■ PROBLEM STATEMENT
Reproduce the listing below exactly. Pictures do not belong in the copy.

■ INFORMATION SUPPLIED
________________________

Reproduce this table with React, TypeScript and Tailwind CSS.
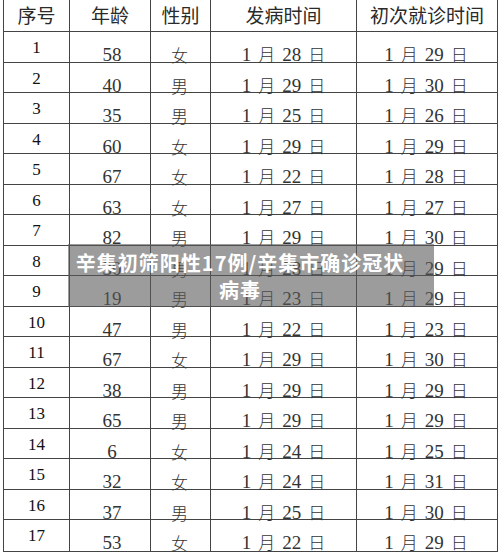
const ROWS: [number, number, string, string, string][] = [
  [1, 58, '女', '28', '29'],
  [2, 40, '男', '29', '30'],
  [3, 35, '男', '25', '26'],
  [4, 60, '女', '29', '29'],
  [5, 67, '女', '22', '28'],
  [6, 63, '女', '27', '27'],
  [7, 82, '男', '29', '30'],
  [8, 30, '男', '28', '29'],
  [9, 19, '男', '23', '29'],
  [10, 47, '男', '22', '23'],
  [11, 67, '女', '29', '30'],
  [12, 38, '男', '29', '29'],
  [13, 65, '男', '29', '29'],
  [14, 6, '女', '24', '25'],
  [15, 32, '女', '24', '31'],
  [16, 37, '男', '25', '30'],
  [17, 53, '女', '22', '29'],
];

const SERIF = 'font-["Liberation_Serif","Noto_Sans_CJK_SC",serif]';
const SANS = 'font-["Noto_Sans_CJK_SC",sans-serif]';

function DateText({ day }: { day: string }) {
  return (
    <span className="inline-flex items-baseline gap-[7px]">
      <span>1</span>
      <span className={`${SANS} text-[17px] font-light`}>月</span>
      <span>{day}</span>
      <span className={`${SANS} text-[17px] font-light`}>日</span>
    </span>
  );
}

export default function App() {
  return (
    <div className="relative h-[552px] w-[500px] overflow-hidden bg-white">
      <div className="ml-[3px] w-[495px] border-x border-b border-[#444] text-[#222]">
        <div
          className={`grid h-[32px] grid-cols-[66px_81px_60px_146px_140px] border-b border-[#444] text-[19px] text-[#2a2a2a] ${SANS}`}
        >
          <div className="flex items-center justify-center border-r border-[#444]">序号</div>
          <div className="flex items-center justify-center border-r border-[#444]">年龄</div>
          <div className="flex items-center justify-center border-r border-[#444]">性别</div>
          <div className="flex items-center justify-center border-r border-[#444]">发病时间</div>
          <div className="flex items-center justify-center">初次就诊时间</div>
        </div>
        {ROWS.map(([n, age, sex, onset, visit], i) => (
          <div
            key={n}
            className={`grid h-[30.5px] grid-cols-[66px_81px_60px_146px_140px] text-[19px] leading-none ${SERIF} ${
              i < ROWS.length - 1 ? 'border-b border-[#444]' : ''
            }`}
          >
            <div className="flex items-center justify-center border-r border-[#444] pb-[1px] text-[17px] text-[#111]">
              {n}
            </div>
            <div className="flex items-center justify-center border-r border-[#444] pt-[13px] pl-[4px] text-[#333]">
              {age}
            </div>
            <div
              className={`flex items-center justify-center border-r border-[#444] pt-[13px] pr-[2px] text-[17px] font-light text-[#333] ${SANS}`}
            >
              {sex}
            </div>
            <div className="flex items-center justify-center border-r border-[#444] pt-[13px] text-[#333]">
              <DateText day={onset} />
            </div>
            <div className="flex items-center justify-center pt-[13px] pr-[2px] text-[#333]">
              <DateText day={visit} />
            </div>
          </div>
        ))}
      </div>

      <div className="absolute left-[68px] top-[244px] flex h-[63px] w-[366px] items-center justify-center bg-[rgba(90,90,90,0.6)] pr-[22px]">
        <div
          className={`text-center text-[20px] font-bold leading-[27px] tracking-[1px] text-white ${SANS}`}
        >
          辛集初筛阳性17例/辛集市确诊冠状
          <br />
          病毒
        </div>
      </div>
    </div>
  );
}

________________________

■ SOLUTION TO THIS PROBLEM
Reproduce this table with React, TypeScript and Tailwind CSS.
const ROWS: [number, number, string, string, string][] = [
  [1, 58, '女', '28', '29'],
  [2, 40, '男', '29', '30'],
  [3, 35, '男', '25', '26'],
  [4, 60, '女', '29', '29'],
  [5, 67, '女', '22', '28'],
  [6, 63, '女', '27', '27'],
  [7, 82, '男', '29', '30'],
  [8, 30, '男', '28', '29'],
  [9, 19, '男', '23', '29'],
  [10, 47, '男', '22', '23'],
  [11, 67, '女', '29', '30'],
  [12, 38, '男', '29', '29'],
  [13, 65, '男', '29', '29'],
  [14, 6, '女', '24', '25'],
  [15, 32, '女', '24', '31'],
  [16, 37, '男', '25', '30'],
  [17, 53, '女', '22', '29'],
];

const SERIF = 'font-["Liberation_Serif","Noto_Sans_CJK_SC",serif]';
const SANS = 'font-["Noto_Sans_CJK_SC",sans-serif]';

function DateText({ day }: { day: string }) {
  return (
    <span className="inline-flex items-baseline gap-[7px]">
      <span>1</span>
      <span className={`${SANS} text-[17px] font-light`}>月</span>
      <span>{day}</span>
      <span className={`${SANS} text-[17px] font-light`}>日</span>
    </span>
  );
}

export default function App() {
  return (
    <div className="relative h-[552px] w-[500px] overflow-hidden bg-white">
      <div className="ml-[3px] w-[495px] border-x border-b border-[#444] text-[#222]">
        <div
          className={`grid h-[32px] grid-cols-[66px_81px_60px_146px_140px] border-b border-[#444] text-[19px] text-[#2a2a2a] ${SANS}`}
        >
          <div className="flex items-center justify-center border-r border-[#444]">序号</div>
          <div className="flex items-center justify-center border-r border-[#444]">年龄</div>
          <div className="flex items-center justify-center border-r border-[#444]">性别</div>
          <div className="flex items-center justify-center border-r border-[#444]">发病时间</div>
          <div className="flex items-center justify-center">初次就诊时间</div>
        </div>
        {ROWS.map(([n, age, sex, onset, visit], i) => (
          <div
            key={n}
            className={`grid h-[30.5px] grid-cols-[66px_81px_60px_146px_140px] text-[19px] leading-none ${SERIF} ${
              i < ROWS.length - 1 ? 'border-b border-[#444]' : ''
            }`}
          >
            <div className="flex items-center justify-center border-r border-[#444] pb-[1px] text-[17px] text-[#111]">
              {n}
            </div>
            <div className="flex items-center justify-center border-r border-[#444] pt-[13px] pl-[4px] text-[#333]">
              {age}
            </div>
            <div
              className={`flex items-center justify-center border-r border-[#444] pt-[13px] pr-[2px] text-[17px] font-light text-[#333] ${SANS}`}
            >
              {sex}
            </div>
            <div className="flex items-center justify-center border-r border-[#444] pt-[13px] text-[#333]">
              <DateText day={onset} />
            </div>
            <div className="flex items-center justify-center pt-[13px] pr-[2px] text-[#333]">
              <DateText day={visit} />
            </div>
          </div>
        ))}
      </div>

      <div className="absolute left-[68px] top-[244px] flex h-[63px] w-[366px] items-center justify-center bg-[rgba(90,90,90,0.6)] pr-[22px]">
        <div
          className={`text-center text-[20px] font-bold leading-[27px] tracking-[1px] text-white ${SANS}`}
        >
          辛集初筛阳性17例/辛集市确诊冠状
          <br />
          病毒
        </div>
      </div>
    </div>
  );
}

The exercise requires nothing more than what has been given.